Why I'm Never Buying Basil Again
Basil really is the quintessential herb of summer. It's so delicious, so fresh, and there’s really nothing that tastes as good as basil straight from the garden.
Near the end of the first summer I was growing basil, these beautiful flower stalks had come from the center of the plant. Now, I'd heard that you're supposed to remove those flowers because it compromises the flavor of the basil or something like that. But I was knee-deep in being a mom to two toddlers and the last thing on my mind was removing flowers from a baby plant. So I let the thing flower and the bees seemed pretty happy about it.
In a couple of weeks, those flowers had dried into little brown florets, these beautiful little spikes of brown crunchy things.
Just about that time, my mom came to visit (and help with the babies, thankfully) and showed me how I could crush the ends of those little brown florets between my fingers, and these tiny little black dots would drop right out of each and every single one, maybe two to three dots per tiny, little flower. These weren’t just dots, these were seeds! And after all was dried and crunched, we're talking thousands of basil seeds inside these flowers that I'd let just hang on the plant in the last month of its growth.
Now at this point in my life, money was not something that was necessarily growing on trees for us. And so my plant buying addiction wasn't necessarily possible to fulfill. So the idea of free plants was something I was absolutely down with. I stashed away every single basil flower I saw in my garden that summer and stuck them all in a brown bag. When springtime came around the next year, I proudly pulled all of those dried flowers out of the brown bag, smashed them to my heart's content and covered the garden with these tiny black basil seeds. And in just a month, I had more basil than I knew what to do it.

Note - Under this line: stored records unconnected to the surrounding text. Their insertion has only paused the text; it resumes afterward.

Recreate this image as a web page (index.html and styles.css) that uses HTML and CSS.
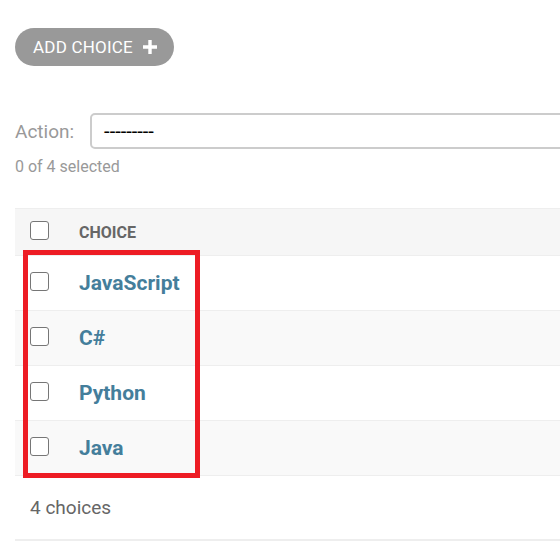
FILE: index.html
```html
<!DOCTYPE html>
<html>
<head>
<meta charset="utf-8">
<link rel="stylesheet" href="styles.css">
</head>
<body>
<div class="page">
  <div class="tools">
    <a class="add-btn" href="#">ADD CHOICE
      <svg class="plus" width="14" height="14" viewBox="0 0 14 14"><path d="M5.3 0h3.4v5.3H14v3.4H8.7V14H5.3V8.7H0V5.3h5.3z" fill="#fff"/></svg>
    </a>
  </div>
  <div class="actions">
    <label class="action-label">Action:</label>
    <div class="select"><span>---------</span></div>
  </div>
  <div class="counter">0 of 4 selected</div>
  <div class="results">
    <div class="row head">
      <div class="cb-cell"><span class="cb"></span></div>
      <div class="th">CHOICE</div>
    </div>
    <div class="row">
      <div class="cb-cell"><span class="cb"></span></div>
      <a class="link" href="#">JavaScript</a>
    </div>
    <div class="row alt">
      <div class="cb-cell"><span class="cb"></span></div>
      <a class="link" href="#">C#</a>
    </div>
    <div class="row">
      <div class="cb-cell"><span class="cb"></span></div>
      <a class="link" href="#">Python</a>
    </div>
    <div class="row alt">
      <div class="cb-cell"><span class="cb"></span></div>
      <a class="link" href="#">Java</a>
    </div>
    <div class="highlight"></div>
  </div>
  <div class="paginator">4 choices</div>
</div>
</body>
</html>
```
FILE: styles.css
```css
html, body {
  margin: 0;
  padding: 0;
  background: #fff;
  overflow: hidden;
}
body {
  font-family: Roboto, "Liberation Sans", sans-serif;
  color: #333;
}
.page {
  padding: 28px 0 0 15px;
  width: 700px;
}
.tools {
  display: flex;
}
.add-btn {
  display: inline-flex;
  align-items: center;
  height: 38px;
  padding: 0 17px 0 18px;
  border-radius: 19px;
  background: #999;
  color: #fff;
  font-size: 17px;
  letter-spacing: 0.2px;
  text-decoration: none;
  gap: 10px;
}
.actions {
  display: flex;
  align-items: center;
  gap: 16px;
  margin-top: 47px;
}
.action-label {
  font-size: 19px;
  color: #999;
}
.select {
  box-sizing: border-box;
  height: 36px;
  width: 600px;
  border: 2px solid #ccc;
  border-radius: 5px;
  display: flex;
  align-items: center;
  padding-left: 12px;
  font-size: 20px;
  color: #000;
}
.counter {
  margin-top: 8px;
  font-size: 16px;
  color: #999;
  line-height: 20px;
}
.results {
  position: relative;
  margin-top: 31px;
}
.row {
  display: flex;
  align-items: center;
  height: 55px;
  box-sizing: border-box;
  border-bottom: 1px solid #eee;
}
.row.head {
  height: 48px;
  border-top: 1px solid #eee;
  background: #f6f6f6;
}
.row.alt {
  background: #f9f9f9;
}
.cb-cell {
  width: 49px;
  padding-left: 15px;
  display: flex;
  align-items: center;
}
.cb {
  display: block;
  box-sizing: border-box;
  width: 19px;
  height: 19px;
  margin-bottom: 4px;
  border: 1.5px solid #767676;
  border-radius: 3px;
  background: #fff;
}
.th {
  font-size: 16px;
  font-weight: 700;
  color: #666;
}
.link {
  font-size: 21px;
  font-weight: 700;
  color: #447e9b;
  text-decoration: none;
}
.highlight {
  position: absolute;
  left: 8px;
  top: 42px;
  width: 177px;
  height: 228px;
  box-sizing: border-box;
  border: 5px solid #ed1c24;
}
.paginator {
  height: 65px;
  box-sizing: border-box;
  border-bottom: 2px solid #eee;
  padding-left: 15px;
  display: flex;
  align-items: center;
  font-size: 19px;
  color: #666;
}
```
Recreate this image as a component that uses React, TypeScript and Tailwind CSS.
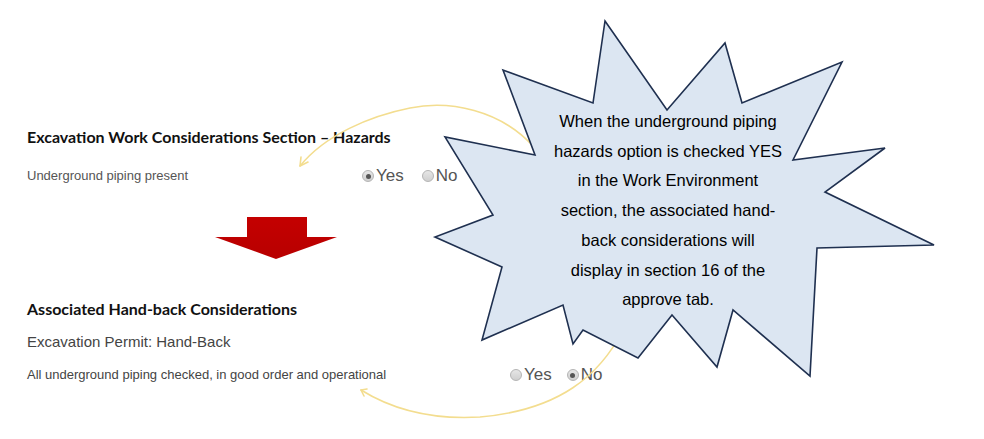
import React from "react";

function Radio({ checked, label }: { checked?: boolean; label: string }) {
  return (
    <div className="flex items-center gap-[2px]">
      <span className="w-[12px] h-[12px] rounded-full border border-[#b4b4b4] bg-gradient-to-b from-[#e6e6e6] to-[#cfcfcf] flex items-center justify-center">
        {checked && <span className="w-[5px] h-[5px] rounded-full bg-[#555]" />}
      </span>
      <span className="text-[17px] text-[#555] leading-5">{label}</span>
    </div>
  );
}

const burst =
  "605,21 667,110 725,43 742,103 842,62 793,160 885,148 825,192 934,245 817,248 810,376 733,310 717,367 672,315 638,358 583,330 573,344 563,305 482,340 502,267 435,237 493,215 445,137 535,155 503,70 593,103";

export default function App() {
  return (
    <div
      className="relative w-[984px] h-[439px] overflow-hidden bg-white"
      style={{ fontFamily: '"Liberation Sans", Arial, sans-serif' }}>
      <div className="flex flex-col pl-[27px] pt-[128px]">
        <h2
          className="text-[16px] font-bold leading-[18px] text-[#111]"
          style={{ fontFamily: "Lato, sans-serif" }}>
          Excavation Work Considerations Section – Hazards
        </h2>
        <div className="flex items-center mt-[20px] h-5">
          <span className="w-[335px] text-[13px] text-[#555]">Underground piping present</span>
          <div className="flex items-center gap-[18px]">
            <Radio checked label="Yes" />
            <Radio label="No" />
          </div>
        </div>
        <svg width="124" height="43" viewBox="0 0 124 43" className="mt-[31px] ml-[188px]">
          <defs>
            <linearGradient id="red" x1="0" y1="0" x2="0" y2="1">
              <stop offset="0" stopColor="#c40000" />
              <stop offset="1" stopColor="#b80000" />
            </linearGradient>
          </defs>
          <polygon points="32,0 92,0 92,20 122,20 61,42 0,20 32,20" fill="url(#red)" />
        </svg>
        <h2
          className="text-[16px] font-bold leading-[18px] text-[#111] mt-[40px]"
          style={{ fontFamily: "Lato, sans-serif" }}>
          Associated Hand-back Considerations
        </h2>
        <div className="text-[15px] leading-[18px] text-[#444] mt-[15px]">
          Excavation Permit: Hand-Back
        </div>
        <div className="flex items-center mt-[14px] h-5">
          <span className="w-[483px] text-[13px] text-[#444]">
            All underground piping checked, in good order and operational
          </span>
          <div className="flex items-center gap-[15px]">
            <Radio label="Yes" />
            <Radio checked label="No" />
          </div>
        </div>
      </div>

      <svg
        className="absolute inset-0 pointer-events-none"
        width="984"
        height="439"
        viewBox="0 0 984 439">
        <g fill="none" stroke="#f3dd8f" strokeWidth="1.6" strokeLinecap="round">
          <path d="M533,146 C500,110 450,100 410,108 C370,116 325,135 300,166" />
          <path d="M300,166 L301,157 M300,166 L308,162" />
          <path d="M623,330 C600,375 560,410 480,417 C430,420 390,408 361,390" />
          <path d="M361,390 L367,389 M361,390 L364,396" />
        </g>
        <polygon points={burst} fill="#dce6f2" stroke="#1f3050" strokeWidth="1.6" strokeLinejoin="miter" />
      </svg>

      <div
        className="absolute left-[528px] top-[107px] w-[280px] whitespace-nowrap text-center text-[16.5px] leading-[29.7px] text-black"
        style={{ fontFamily: '"Liberation Sans", Arial, sans-serif' }}>
        When the underground piping
        <br />
        hazards option is checked YES
        <br />
        in the Work Environment
        <br />
        section, the associated hand-
        <br />
        back considerations will
        <br />
        display in section 16 of the
        <br />
        approve tab.
      </div>
    </div>
  );
}
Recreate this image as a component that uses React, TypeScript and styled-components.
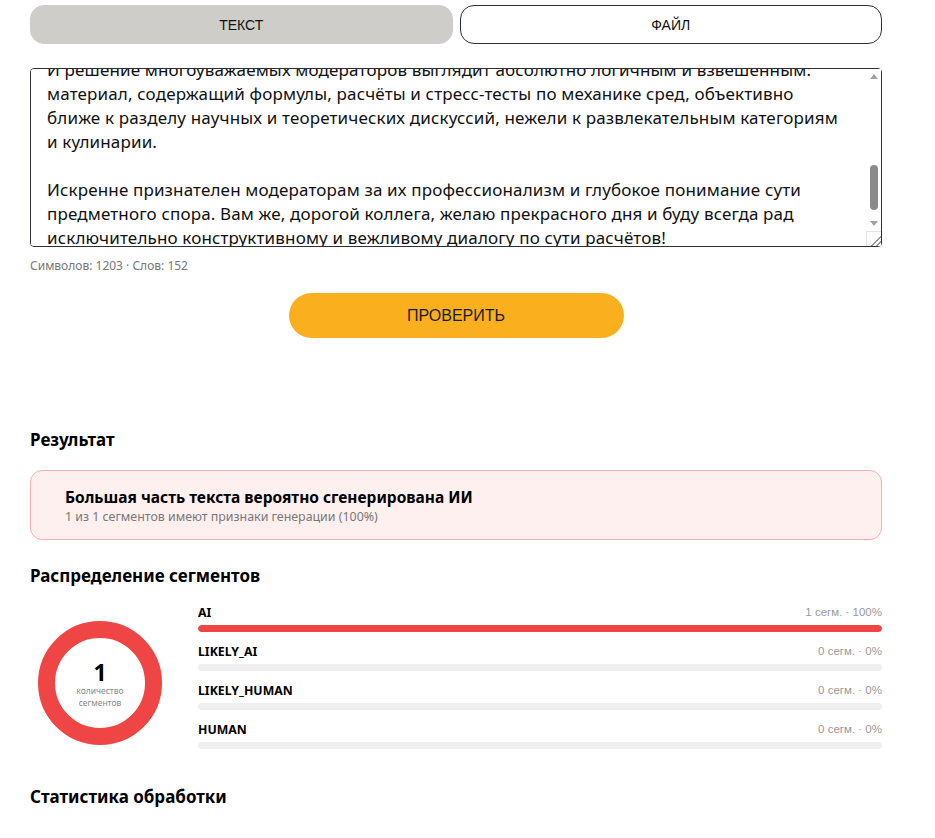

I couldn’t believe all the basil. And the best part? It was all free. The same basil that people spend $5 a packet for at the grocery store, the same basil that people buy plants for $5 for at the hardware store, I was getting five pounds of it as often as I wanted. Absolutely for free.
Moments like this in the garden are what convinced me that the entire world should have a kitchen garden. I mean, free plants that look beautiful, smell delicious, and taste out of this world? And also multiply for free? Oh my goodness, this was something I had to share with the world. So world, listen up. Free basil plants for the rest of your life are sitting out in your garden right now.
So if you're growing basil this summer and it starts to put off that little flower, don't cut it. Or if you do cut it, just cut a few of them but let the rest go to flower as they wish. And then at the end of the season when those flower heads have dried and turned brown, stick them all in a brown bag or put them in a wreath or hang them over your kitchen window. Whatever you do, don’t throw them away. And after winter has passed, head out to the garden with those dried basil seeds, scatter them in the garden and then call me when you’re swimming in free fields of the delicious taste of summer.